Senate Majority Whip Dick Durbin (D-IL) talks with reporters after voting on the U.S. Troop Readiness, Veterans’ Health And Iraq Accountability Act at the US Captiol April 26, 2007 in Washington, D.C.

Photograph by Chip Somodevilla/Getty Images.

Illinois senator and No. 2 Democrat Dick Durbin speaking today at the Center for American Progress offered a mostly upbeat talk on the prospects for a fiscal cliff deal but left one huge fly in the ointment—debt ceiling.

Durbin, as befitting a veteran of various Senate “gangs,” spoke at CAP less to rally the progressive faithful than to try to persuade them that if Republicans can be made to give ground on tax revenue that liberals should embrace a grand bargain. Key points were about the evils of the fiscal cliff, the desirability of strengthening entitlements with reform, the possibility of sheltering infrastructure from spending cuts, and the need for a fair share from revenue. Durbin emphasized the potential pliability of many of his Senate Republican counterparts rather than the intransigence of the House Republicans who are actually key to a deal.

And then came a crucial question from Suzy Khimm—would a grand bargain also have to address the debt ceiling?

Durbin didn’t offer a snappy response like “yes” but what he offered was a long-winded and not-very-quotable way of saying yes. That’s in stark contrast to the stance of House Speaker John Boehner who emphasized today that “there is a price for everything,” including a lifting of the debt ceiling.
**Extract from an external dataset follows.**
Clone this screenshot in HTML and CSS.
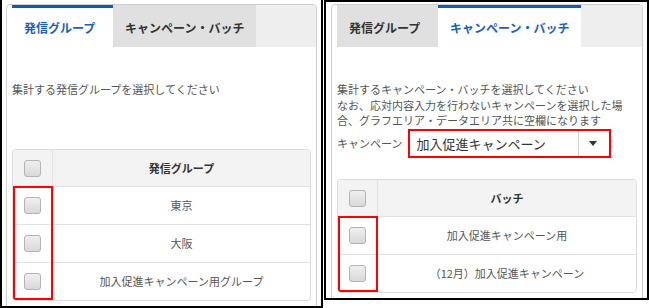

This isn’t a subtle difference. The debt ceiling has long been an opportunity for some hypocritical posturing, but last year House Republicans weaponized it. And now it’s the most dangerous object in the American economy and far too potent for any party leader to simply forget it’s out there. A “fiscal cliff” deal that deals with the debt ceiling in a big way—ideally by totally scrapping it—would accomplish something important that’s unrelated to weird obsessions about the long-term budget. But a “fiscal cliff” deal that doesn’t address the debt ceiling is basically worthless. Far from averting a crisis, it would simply lay the groundwork for a new crisis after having exhausted party bases appetite for compromise.

Ideally before wasting a ton of time negotiating the content of a fiscal cliff deal, legislators would talk about its scope. Whether the bargaining includes the debt ceiling or not is crucial, and leaving it out there as a footnote to be decided later is very misleading.